↓

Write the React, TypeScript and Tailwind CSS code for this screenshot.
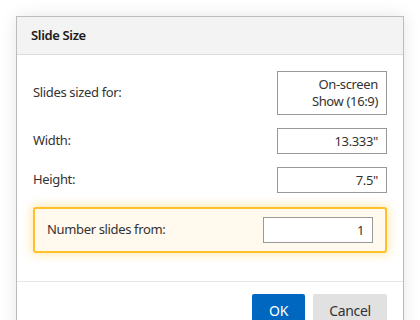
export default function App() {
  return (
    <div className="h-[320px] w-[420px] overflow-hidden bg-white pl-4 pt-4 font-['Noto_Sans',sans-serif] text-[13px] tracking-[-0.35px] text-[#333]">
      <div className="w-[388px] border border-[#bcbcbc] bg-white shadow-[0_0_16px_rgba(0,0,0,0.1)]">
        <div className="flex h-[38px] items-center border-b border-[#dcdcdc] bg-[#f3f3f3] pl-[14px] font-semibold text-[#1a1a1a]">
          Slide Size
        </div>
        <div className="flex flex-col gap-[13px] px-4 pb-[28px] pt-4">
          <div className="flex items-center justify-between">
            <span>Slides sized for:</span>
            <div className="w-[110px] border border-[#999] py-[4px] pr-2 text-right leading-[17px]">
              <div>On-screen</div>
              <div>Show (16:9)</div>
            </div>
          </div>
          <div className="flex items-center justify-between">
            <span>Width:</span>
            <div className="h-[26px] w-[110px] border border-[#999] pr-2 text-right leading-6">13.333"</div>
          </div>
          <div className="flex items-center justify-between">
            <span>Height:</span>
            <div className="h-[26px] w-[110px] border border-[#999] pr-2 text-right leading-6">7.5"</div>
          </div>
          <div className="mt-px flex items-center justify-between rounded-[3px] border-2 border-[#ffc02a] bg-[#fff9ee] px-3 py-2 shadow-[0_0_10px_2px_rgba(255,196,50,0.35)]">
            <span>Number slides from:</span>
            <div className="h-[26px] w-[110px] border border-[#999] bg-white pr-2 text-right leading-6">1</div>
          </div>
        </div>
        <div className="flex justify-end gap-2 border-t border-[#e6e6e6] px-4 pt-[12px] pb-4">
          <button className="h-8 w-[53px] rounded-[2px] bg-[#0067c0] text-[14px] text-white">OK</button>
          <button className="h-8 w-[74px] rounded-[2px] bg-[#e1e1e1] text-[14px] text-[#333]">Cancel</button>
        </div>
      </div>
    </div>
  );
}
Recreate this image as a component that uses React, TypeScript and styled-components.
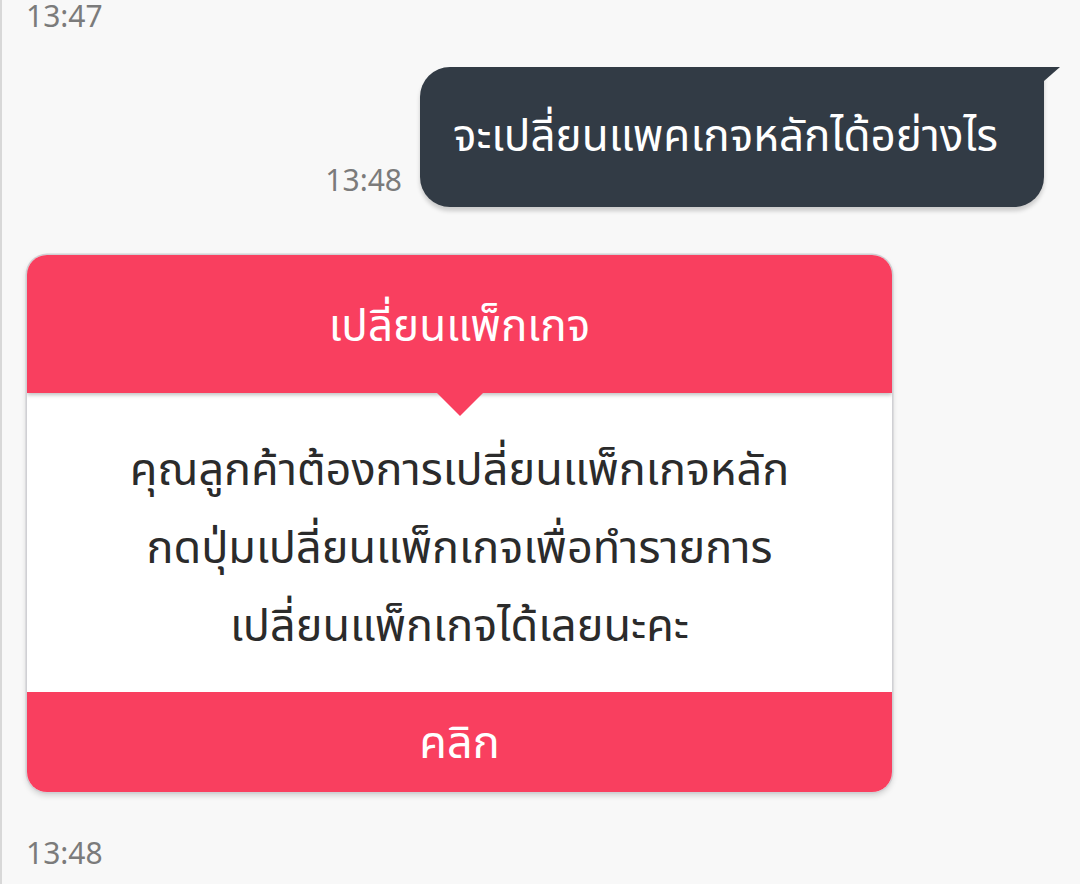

↑

Stated task:
Track down every line holding the string "TypeScript" and copy it.

Written solution:
Write the React, TypeScript and Tailwind CSS code for this screenshot.
Recreate this image as a component that uses React, TypeScript and styled-components.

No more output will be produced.